**Extracted records**
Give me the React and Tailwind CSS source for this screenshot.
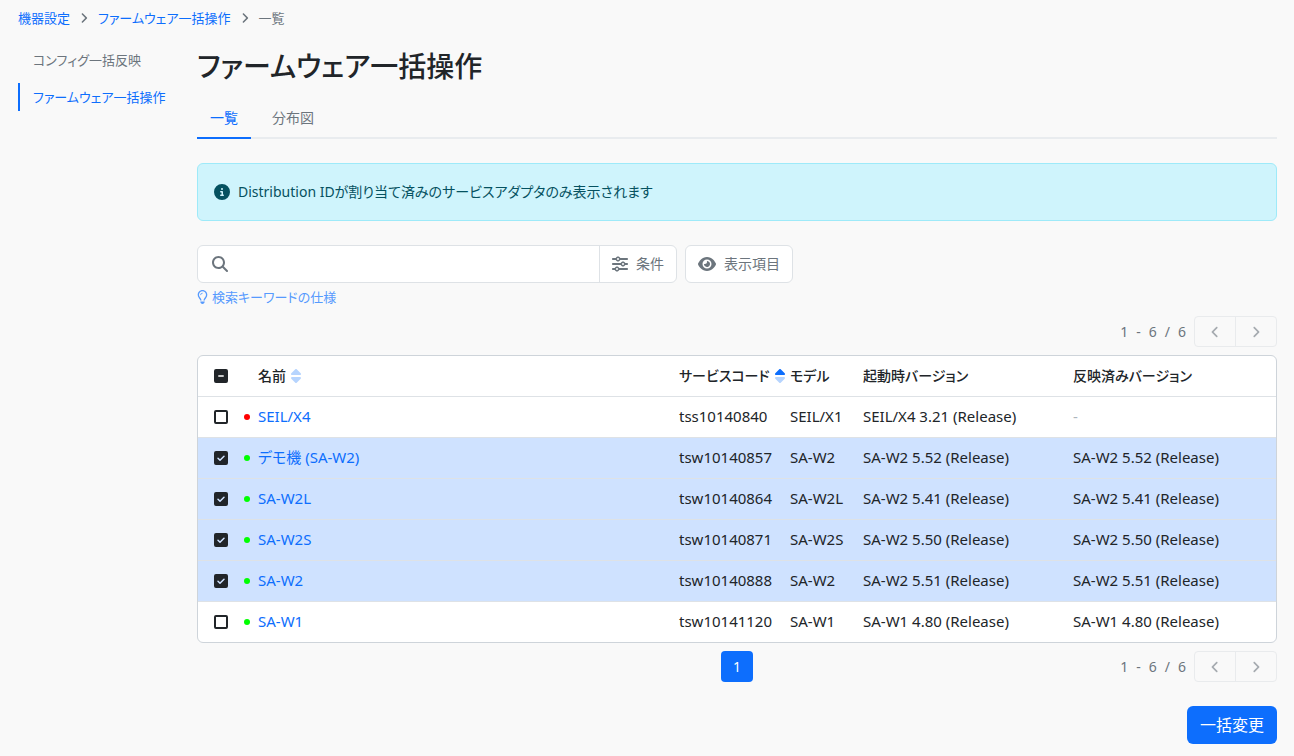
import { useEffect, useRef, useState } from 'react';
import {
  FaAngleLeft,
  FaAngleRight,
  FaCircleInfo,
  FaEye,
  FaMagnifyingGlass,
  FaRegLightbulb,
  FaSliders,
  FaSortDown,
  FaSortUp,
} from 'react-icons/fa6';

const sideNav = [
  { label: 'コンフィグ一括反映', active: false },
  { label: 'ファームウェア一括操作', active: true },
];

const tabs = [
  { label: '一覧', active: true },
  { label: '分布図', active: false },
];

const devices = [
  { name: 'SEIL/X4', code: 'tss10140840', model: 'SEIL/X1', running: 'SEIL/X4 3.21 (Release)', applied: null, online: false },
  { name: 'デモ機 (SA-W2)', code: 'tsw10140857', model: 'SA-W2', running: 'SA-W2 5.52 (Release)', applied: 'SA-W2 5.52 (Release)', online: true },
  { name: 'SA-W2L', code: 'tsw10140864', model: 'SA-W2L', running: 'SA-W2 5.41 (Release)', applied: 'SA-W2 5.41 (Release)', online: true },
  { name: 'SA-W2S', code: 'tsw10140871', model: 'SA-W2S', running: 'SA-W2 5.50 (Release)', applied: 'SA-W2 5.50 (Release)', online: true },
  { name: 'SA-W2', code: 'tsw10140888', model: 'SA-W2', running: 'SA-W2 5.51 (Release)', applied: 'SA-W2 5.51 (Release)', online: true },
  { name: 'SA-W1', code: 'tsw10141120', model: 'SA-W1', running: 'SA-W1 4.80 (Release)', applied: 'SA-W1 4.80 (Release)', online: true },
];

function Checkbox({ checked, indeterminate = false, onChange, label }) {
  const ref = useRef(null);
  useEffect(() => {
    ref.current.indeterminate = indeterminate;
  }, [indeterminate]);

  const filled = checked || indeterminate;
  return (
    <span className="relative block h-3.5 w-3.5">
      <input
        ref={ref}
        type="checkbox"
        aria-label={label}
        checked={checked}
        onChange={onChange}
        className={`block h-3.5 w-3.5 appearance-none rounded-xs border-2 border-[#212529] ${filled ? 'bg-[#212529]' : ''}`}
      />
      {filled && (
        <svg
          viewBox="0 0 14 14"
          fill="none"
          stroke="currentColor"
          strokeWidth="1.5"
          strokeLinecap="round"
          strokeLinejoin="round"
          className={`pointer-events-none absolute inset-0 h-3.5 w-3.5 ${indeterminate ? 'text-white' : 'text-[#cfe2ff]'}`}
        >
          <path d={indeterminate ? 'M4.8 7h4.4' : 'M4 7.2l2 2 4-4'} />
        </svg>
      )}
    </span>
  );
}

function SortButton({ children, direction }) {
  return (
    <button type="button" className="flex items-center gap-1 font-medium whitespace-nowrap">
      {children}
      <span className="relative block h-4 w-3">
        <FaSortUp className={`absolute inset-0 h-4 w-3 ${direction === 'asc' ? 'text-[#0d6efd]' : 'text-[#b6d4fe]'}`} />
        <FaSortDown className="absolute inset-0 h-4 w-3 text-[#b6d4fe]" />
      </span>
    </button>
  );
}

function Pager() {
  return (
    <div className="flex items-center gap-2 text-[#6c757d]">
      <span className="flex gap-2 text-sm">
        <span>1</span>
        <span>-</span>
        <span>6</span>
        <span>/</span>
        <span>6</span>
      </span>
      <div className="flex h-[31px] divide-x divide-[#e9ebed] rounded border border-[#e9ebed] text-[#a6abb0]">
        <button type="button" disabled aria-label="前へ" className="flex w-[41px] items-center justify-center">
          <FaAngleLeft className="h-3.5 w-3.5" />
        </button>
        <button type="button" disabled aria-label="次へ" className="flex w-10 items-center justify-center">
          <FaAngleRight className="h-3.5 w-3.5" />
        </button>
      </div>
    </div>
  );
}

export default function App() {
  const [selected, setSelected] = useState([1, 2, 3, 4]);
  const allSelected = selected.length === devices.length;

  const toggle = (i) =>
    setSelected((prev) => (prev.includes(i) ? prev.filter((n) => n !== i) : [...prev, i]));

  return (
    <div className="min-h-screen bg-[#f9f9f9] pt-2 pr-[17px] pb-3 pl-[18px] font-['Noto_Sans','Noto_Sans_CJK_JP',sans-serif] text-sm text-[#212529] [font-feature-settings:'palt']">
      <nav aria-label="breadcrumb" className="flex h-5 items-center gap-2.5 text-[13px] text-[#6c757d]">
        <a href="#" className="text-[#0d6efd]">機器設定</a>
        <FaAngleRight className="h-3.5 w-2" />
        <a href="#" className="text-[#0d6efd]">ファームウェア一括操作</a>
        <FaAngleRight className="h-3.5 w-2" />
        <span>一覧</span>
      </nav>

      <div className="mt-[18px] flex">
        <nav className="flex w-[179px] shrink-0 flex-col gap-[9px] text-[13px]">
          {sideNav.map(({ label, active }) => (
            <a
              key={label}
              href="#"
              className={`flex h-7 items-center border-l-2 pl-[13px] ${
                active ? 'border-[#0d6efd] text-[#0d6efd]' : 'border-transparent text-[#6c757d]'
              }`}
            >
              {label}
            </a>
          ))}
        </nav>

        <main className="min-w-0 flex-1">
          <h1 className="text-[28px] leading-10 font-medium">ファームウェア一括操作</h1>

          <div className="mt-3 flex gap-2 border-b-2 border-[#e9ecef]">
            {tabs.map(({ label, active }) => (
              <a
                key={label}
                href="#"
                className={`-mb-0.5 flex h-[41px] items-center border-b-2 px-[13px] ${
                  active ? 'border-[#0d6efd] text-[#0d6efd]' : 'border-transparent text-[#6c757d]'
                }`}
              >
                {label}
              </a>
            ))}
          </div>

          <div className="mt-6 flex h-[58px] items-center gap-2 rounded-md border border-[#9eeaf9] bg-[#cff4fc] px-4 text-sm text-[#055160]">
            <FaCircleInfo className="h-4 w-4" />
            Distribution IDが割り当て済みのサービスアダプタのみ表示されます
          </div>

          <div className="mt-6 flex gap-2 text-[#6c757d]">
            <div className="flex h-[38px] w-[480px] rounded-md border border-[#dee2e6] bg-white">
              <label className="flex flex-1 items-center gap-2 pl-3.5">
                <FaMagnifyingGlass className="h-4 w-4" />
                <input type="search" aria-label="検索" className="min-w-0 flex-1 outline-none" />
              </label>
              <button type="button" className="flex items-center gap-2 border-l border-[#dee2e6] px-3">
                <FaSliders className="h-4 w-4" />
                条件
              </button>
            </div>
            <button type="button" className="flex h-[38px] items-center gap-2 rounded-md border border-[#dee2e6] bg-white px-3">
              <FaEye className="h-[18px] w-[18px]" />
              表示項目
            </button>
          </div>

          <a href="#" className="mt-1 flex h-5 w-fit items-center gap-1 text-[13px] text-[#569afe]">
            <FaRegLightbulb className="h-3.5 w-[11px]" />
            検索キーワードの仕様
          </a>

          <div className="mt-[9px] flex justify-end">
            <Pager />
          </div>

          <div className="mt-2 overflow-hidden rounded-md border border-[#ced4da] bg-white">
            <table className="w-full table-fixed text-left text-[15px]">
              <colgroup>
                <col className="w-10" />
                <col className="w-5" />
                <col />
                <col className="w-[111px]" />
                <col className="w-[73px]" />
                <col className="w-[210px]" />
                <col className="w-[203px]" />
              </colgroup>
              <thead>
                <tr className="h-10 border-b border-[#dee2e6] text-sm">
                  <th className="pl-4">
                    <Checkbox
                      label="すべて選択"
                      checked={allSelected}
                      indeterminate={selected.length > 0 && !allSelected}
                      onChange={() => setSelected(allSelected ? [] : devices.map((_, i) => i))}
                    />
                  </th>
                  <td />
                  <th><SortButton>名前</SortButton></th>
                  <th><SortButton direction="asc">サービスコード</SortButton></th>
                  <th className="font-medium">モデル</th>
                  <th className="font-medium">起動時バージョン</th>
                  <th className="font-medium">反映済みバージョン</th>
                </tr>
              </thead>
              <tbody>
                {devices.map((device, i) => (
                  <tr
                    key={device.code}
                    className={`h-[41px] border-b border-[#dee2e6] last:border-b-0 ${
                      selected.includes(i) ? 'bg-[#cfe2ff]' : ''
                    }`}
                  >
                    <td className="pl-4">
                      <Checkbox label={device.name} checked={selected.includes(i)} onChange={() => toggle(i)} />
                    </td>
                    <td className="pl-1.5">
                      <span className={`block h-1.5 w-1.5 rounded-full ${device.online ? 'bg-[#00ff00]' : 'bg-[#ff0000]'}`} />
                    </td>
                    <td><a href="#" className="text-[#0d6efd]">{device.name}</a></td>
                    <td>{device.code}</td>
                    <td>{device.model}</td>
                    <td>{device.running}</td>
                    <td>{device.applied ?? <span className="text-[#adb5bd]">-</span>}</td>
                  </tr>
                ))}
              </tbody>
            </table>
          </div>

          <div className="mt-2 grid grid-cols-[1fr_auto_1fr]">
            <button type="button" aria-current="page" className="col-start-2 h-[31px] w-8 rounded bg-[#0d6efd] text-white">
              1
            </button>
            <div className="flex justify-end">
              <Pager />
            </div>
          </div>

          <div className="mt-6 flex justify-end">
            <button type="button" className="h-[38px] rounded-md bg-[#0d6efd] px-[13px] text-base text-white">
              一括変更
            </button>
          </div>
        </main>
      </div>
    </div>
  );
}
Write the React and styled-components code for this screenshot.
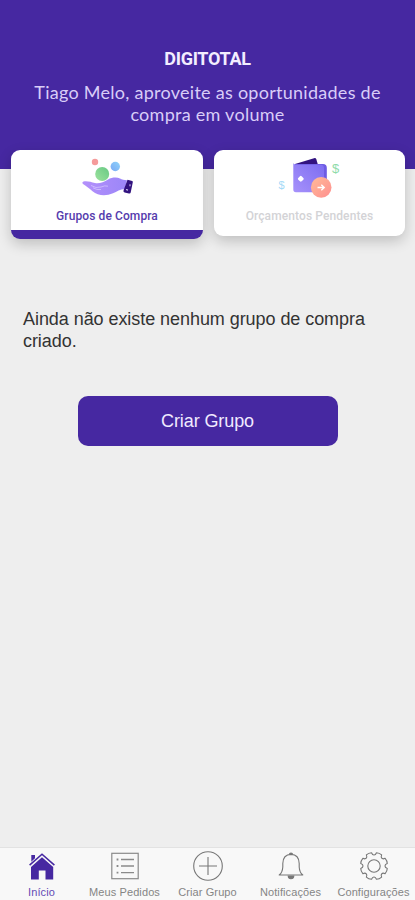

**Task description**
Say how many lines contain the string "screenshot", giving nothing but the count.

**Solution**
2